In fact nothing can be easier than knowing ther mindsets and what they want. Simply because the variables that would otherwise have slotted them into different categories, as in the past, have been wiped clean. And you can pin that on the phenomenon of 'Americanisation' of India. That is, it wouldn't matter which Metro city in India you go to, eighteen year olds are doing the same thing. Sporting sneakers, glugging cokes, squeezing into denims, lounging on sofas sipping Cappuccinos, hanging out at multiplexes and sweating it out at window shopping. The outdoor Westernised image is almost complete. You can even extend that to indoors. They are watching American format Indian sitcoms or reality shows, tuning into music that's got an international feel, and logging on to social networking sites swapping mindless information about themselves with other eighteen year olds.
And so for the marketer, the 'one size fits all' theme works fine with them. Now this is unlike what was applicable to the previous generation. Cultural variables ensured they were never alike. And so product formats had to be altered to appeal to a specific regional psyche. That isn't as I mentioned, required for the current eighteen year olds. Cultural variables have faded into oblivion. What remains is the exhibition of standardised behaviour that gets repeated across geographical divides.
Josy and the rest of marketers should be thanking their stars that the cultural divide is easing up, for this generation. It only makes their jobs easier. Because knowing one kid, means you know them all.

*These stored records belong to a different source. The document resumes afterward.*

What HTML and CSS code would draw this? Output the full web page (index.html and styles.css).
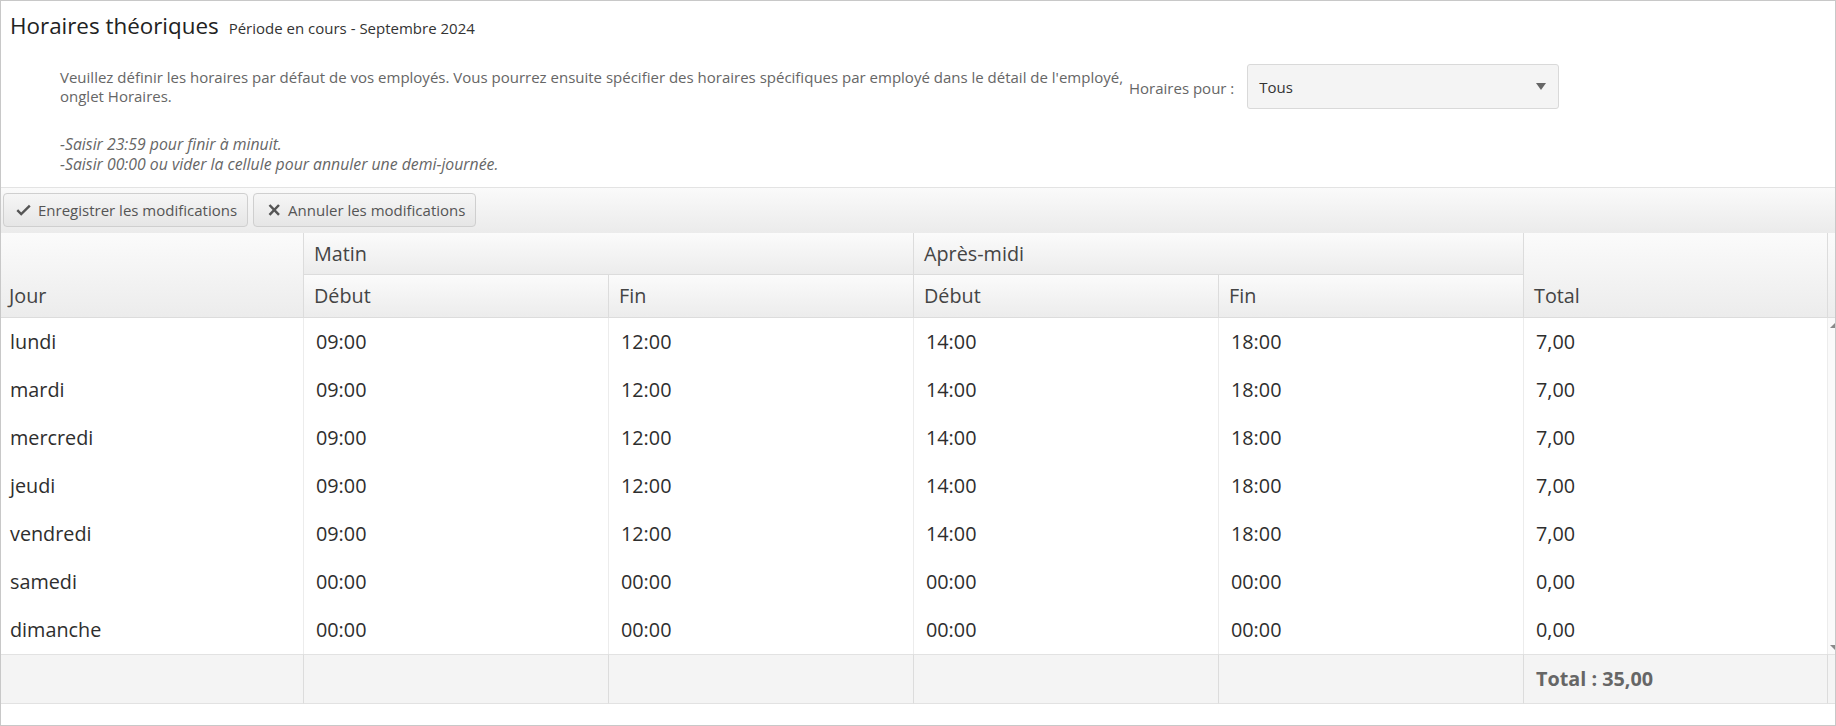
FILE: index.html
```html
<!DOCTYPE html>
<html lang="fr">
<head>
<meta charset="utf-8">
<title>Horaires théoriques</title>
<link rel="stylesheet" href="styles.css">
</head>
<body>
<div class="page">
  <header class="title-bar">
    <h1 class="title">Horaires théoriques</h1>
    <span class="period">Période en cours - Septembre 2024</span>
  </header>

  <div class="intro">
    <p class="desc">Veuillez définir les horaires par défaut de vos employés. Vous pourrez ensuite spécifier des horaires spécifiques par employé dans le détail de l'employé, onglet Horaires.</p>
    <span class="for-label">Horaires pour :</span>
    <div class="select">
      <span class="select-value">Tous</span>
      <svg class="select-arrow" width="10" height="7" viewBox="0 0 10 7"><polygon points="0,0 10,0 5,7" fill="#666"/></svg>
    </div>
  </div>

  <div class="notes">
    <p>-Saisir 23:59 pour finir à minuit.</p>
    <p>-Saisir 00:00 ou vider la cellule pour annuler une demi-journée.</p>
  </div>

  <div class="toolbar">
    <button class="btn" type="button">
      <svg class="ico" width="15" height="12" viewBox="0 0 15 12"><polyline points="1.3,6.2 5.2,10 13.8,1.6" fill="none" stroke="#555" stroke-width="2.4"/></svg>
      Enregistrer les modifications
    </button>
    <button class="btn btn-cancel" type="button">
      <svg class="ico" width="13" height="12" viewBox="0 0 13 12"><path d="M1.5 1 L11 10.8 M11 1 L1.5 10.8" fill="none" stroke="#555" stroke-width="2.5"/></svg>
      Annuler les modifications
    </button>
  </div>

  <div class="grid-wrap">
    <table class="grid">
      <colgroup>
        <col class="c-first"><col class="c-mid"><col class="c-mid"><col class="c-mid"><col class="c-mid"><col class="c-last">
      </colgroup>
      <thead>
        <tr class="hr1">
          <th rowspan="2" class="h-bottom first">Jour</th>
          <th colspan="2">Matin</th>
          <th colspan="2">Après-midi</th>
          <th rowspan="2" class="h-bottom">Total</th>
        </tr>
        <tr class="hr2">
          <th>Début</th><th>Fin</th><th>Début</th><th>Fin</th>
        </tr>
      </thead>
      <tbody>
        <tr><td class="first">lundi</td><td>09:00</td><td>12:00</td><td>14:00</td><td>18:00</td><td>7,00</td></tr>
        <tr><td class="first">mardi</td><td>09:00</td><td>12:00</td><td>14:00</td><td>18:00</td><td>7,00</td></tr>
        <tr><td class="first">mercredi</td><td>09:00</td><td>12:00</td><td>14:00</td><td>18:00</td><td>7,00</td></tr>
        <tr><td class="first">jeudi</td><td>09:00</td><td>12:00</td><td>14:00</td><td>18:00</td><td>7,00</td></tr>
        <tr><td class="first">vendredi</td><td>09:00</td><td>12:00</td><td>14:00</td><td>18:00</td><td>7,00</td></tr>
        <tr><td class="first">samedi</td><td>00:00</td><td>00:00</td><td>00:00</td><td>00:00</td><td>0,00</td></tr>
        <tr><td class="first">dimanche</td><td>00:00</td><td>00:00</td><td>00:00</td><td>00:00</td><td>0,00</td></tr>
      </tbody>
      <tfoot>
        <tr><td></td><td></td><td></td><td></td><td></td><td class="sum">Total : 35,00</td></tr>
      </tfoot>
    </table>
    <div class="gutter">
      <div class="g-head"></div>
      <div class="g-body">
        <svg width="5" height="5" viewBox="0 0 5 5"><polygon points="5,0 5,5 0,5" fill="#8a8a8a"/></svg>
        <svg width="5" height="5" viewBox="0 0 5 5"><polygon points="0,0 5,0 5,5" fill="#8a8a8a"/></svg>
      </div>
      <div class="g-foot"></div>
    </div>
  </div>
</div>
</body>
</html>
```

FILE: styles.css
```css
* { box-sizing: border-box; }

html, body {
  margin: 0;
  padding: 0;
  background: #fff;
}

body {
  font-family: "Open Sans", "Liberation Sans", sans-serif;
  color: #333;
}

.page {
  width: 1836px;
  height: 726px;
  border: 1px solid #c8c8c8;
  display: flex;
  flex-direction: column;
  overflow: hidden;
}

/* Title */
.title-bar {
  display: flex;
  align-items: baseline;
  gap: 10px;
  padding: 7px 9px 0;
  height: 43px;
}

.title {
  margin: 0;
  font-size: 22.4px;
  font-weight: 400;
  line-height: 36px;
  color: #222;
}

.period {
  font-size: 15px;
  color: #333;
}

/* Intro */
.intro {
  display: flex;
  align-items: center;
  margin-top: 20px;
  padding-left: 59px;
}

.desc {
  margin: 0;
  width: 1069px;
  font-size: 15px;
  line-height: 19px;
  color: #666;
}

.for-label {
  font-size: 15px;
  color: #666;
  margin-top: 3px;
}

.select {
  margin-left: 13px;
  width: 312px;
  height: 45px;
  border: 1px solid #d9d9d9;
  border-radius: 3px;
  background: #f4f4f4;
  display: flex;
  align-items: center;
  justify-content: space-between;
  padding: 0 12px 0 11px;
}

.select-value {
  font-size: 15px;
  color: #333;
}

/* Notes */
.notes {
  margin-top: 25px;
  padding-left: 59px;
  font-size: 15.8px;
  font-style: italic;
  color: #666;
  line-height: 20px;
}

.notes p { margin: 0; }

/* Toolbar */
.toolbar {
  margin-top: 13px;
  border-top: 1px solid #e3e3e3;
  background: linear-gradient(#fafafa, #ebebeb);
  padding: 5px 2px 6px;
  display: flex;
  gap: 5px;
}

.btn {
  height: 34px;
  display: flex;
  align-items: center;
  gap: 7px;
  padding: 0 10px 0 12px;
  border: 1px solid #cfcfcf;
  border-radius: 4px;
  background: linear-gradient(#f6f6f6, #e6e6e6);
  font-family: "Open Sans", "Liberation Sans", sans-serif;
  font-size: 15px;
  color: #555;
  cursor: pointer;
}

.btn-cancel { padding-left: 14px; }

.ico { flex: none; }

/* Grid */
.grid-wrap {
  display: flex;
}

.grid {
  width: 1827px;
  table-layout: fixed;
  border-collapse: separate;
  border-spacing: 0;
  font-size: 19.8px;
}

.c-first { width: 303px; }
.c-mid { width: 305px; }
.c-last { width: 304px; }

.grid th {
  font-weight: 400;
  text-align: left;
  color: #444;
  line-height: 26px;
  padding: 0 10px;
  vertical-align: middle;
  background: linear-gradient(#fbfbfb, #ececec);
  border-right: 1px solid #dcdcdc;
  border-bottom: 1px solid #dcdcdc;
}

.grid th.h-bottom {
  vertical-align: bottom;
  padding-bottom: 8px;
}

.grid th.first { padding-left: 8px; }

.hr1 { height: 42px; }
.hr2 { height: 43px; }

.grid td {
  padding: 0 12px;
  height: 48px;
  color: #2e2e2e;
  line-height: 26px;
  vertical-align: middle;
  border-right: 1px solid #ececec;
  white-space: nowrap;
}

.grid td.first { padding-left: 9px; }

.grid tfoot td {
  height: 50px;
  background: #f4f4f4;
  border-top: 1px solid #e2e2e2;
  border-bottom: 1px solid #e2e2e2;
  border-right: 1px solid #dcdcdc;
}

.grid tfoot td.sum {
  font-weight: 700;
  color: #666;
}

.gutter {
  width: 7px;
  display: flex;
  flex-direction: column;
}

.g-head {
  height: 85px;
  background: linear-gradient(#fbfbfb, #ececec);
  border-bottom: 1px solid #dcdcdc;
}

.g-body {
  height: 336px;
  background: #fafafa;
  display: flex;
  flex-direction: column;
  justify-content: space-between;
  align-items: flex-end;
  padding: 5px 0 4px;
}

.g-foot {
  height: 50px;
  background: #f4f4f4;
  border-top: 1px solid #e2e2e2;
  border-bottom: 1px solid #e2e2e2;
}
```
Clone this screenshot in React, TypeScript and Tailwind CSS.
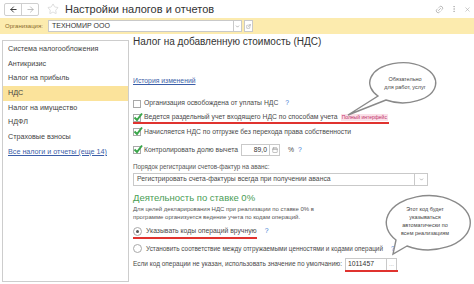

How much more lucky can a marketer get?
Comments
but there is a difference between rural kid's and metro kid's.like lifestyle of both is not same.
reason is influence of western culture is more in metro than in rural india.
My characterisation is limited to 18 year olds from affluent families in Metros...
Kanika, from what you say, you don't fall into the category...hope there aren't any hard feelings if I seem to have painted the likes of you with the same brush.
Happy year to you too.
Ayurveda as preventive medicine? I don't have a clue. About diets; the desire is for a healthy and toned physique is pretty much universal. 'Healthy' is good. But toned physiques that can make one 'look good' could probably be a result of not being happy with the way one's body is (across income stratas). I don't mean to be judgemental, but at times that ain't healthy.
About you not caring about what you eat, guess you are fine with the way you are! That's good!